A backend permission issue hidden behind a clean interface
A second case looked harmless from the frontend. The UI only exposed “edit my profile.” The server accepted an accountId in the request body and updated the matching record without checking that the authenticated user owned it.
The interface looked polished, which is why the bug survived review. The problem was not the form. The problem was that the backend trusted client-supplied identity.
Impact: a user could update another user's profile if they guessed or learned the ID.
The defense is simple in principle and easy to miss in practice: derive the target account from the session, not from the request body, and reject any attempt to override it.
What this approach should not become
Avoiding cargo-cult hacks and brittle fixes
“Hacker-style” should not mean clever for its own sake. If a workaround depends on a timing accident or a specific browser state, it is not a fix. It is a local patch with a confidence problem.
Be suspicious of solutions that cannot be explained clearly. If you cannot describe the root cause in one paragraph, you probably do not understand the failure yet.
Keeping the workflow safe, reversible, and documented
You want a workflow that leaves the system better than you found it.

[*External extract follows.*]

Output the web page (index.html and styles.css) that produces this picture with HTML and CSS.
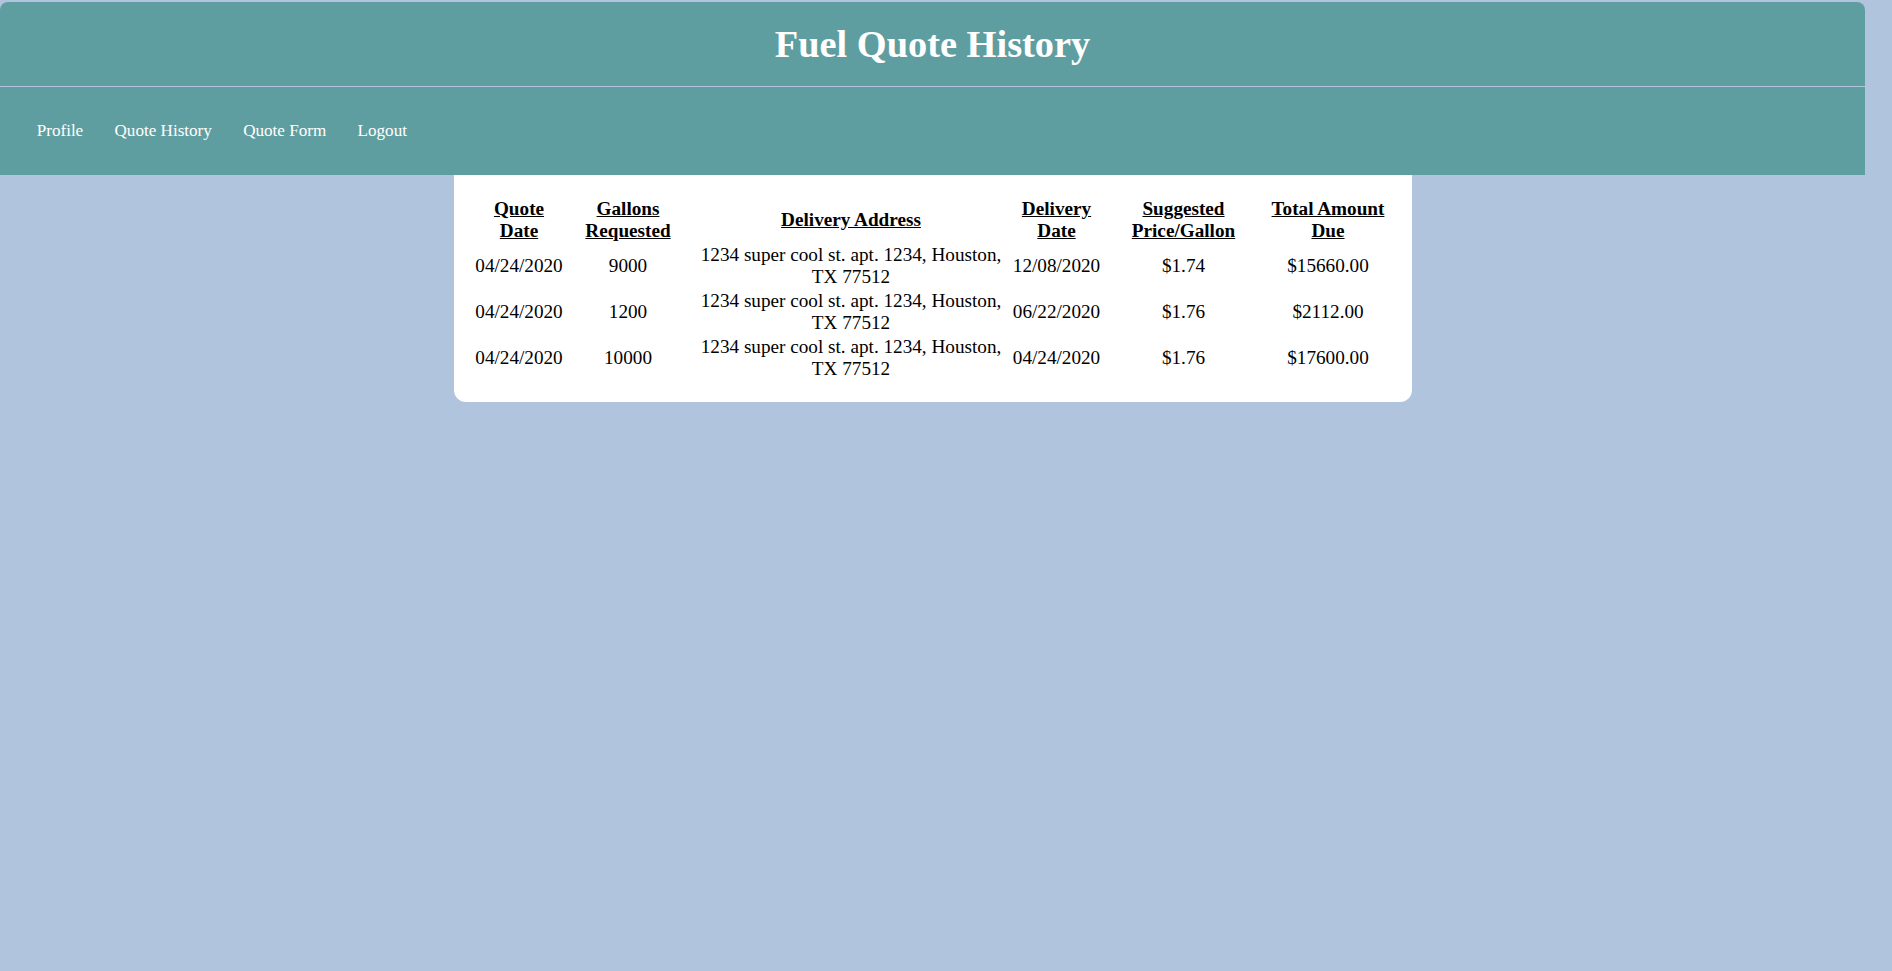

- test on non-production data
- keep proofs of concept small
- avoid destructive payloads
- document the assumption you proved false
- write the fix next to the bug, not in a separate mystery branch
That discipline matters because the point is not to be sneaky. The point is to be precise.
Conclusion
The developer-as-hacker mindset is useful when it turns vague problems into testable ones. Start by shrinking the failure, change one variable at a time, and verify what the system actually does instead of what the interface suggests.
That approach makes debugging faster, reviews sharper, and security issues easier to spot. It also keeps you honest: if a feature only works when the assumptions stay perfect, the code was never really done.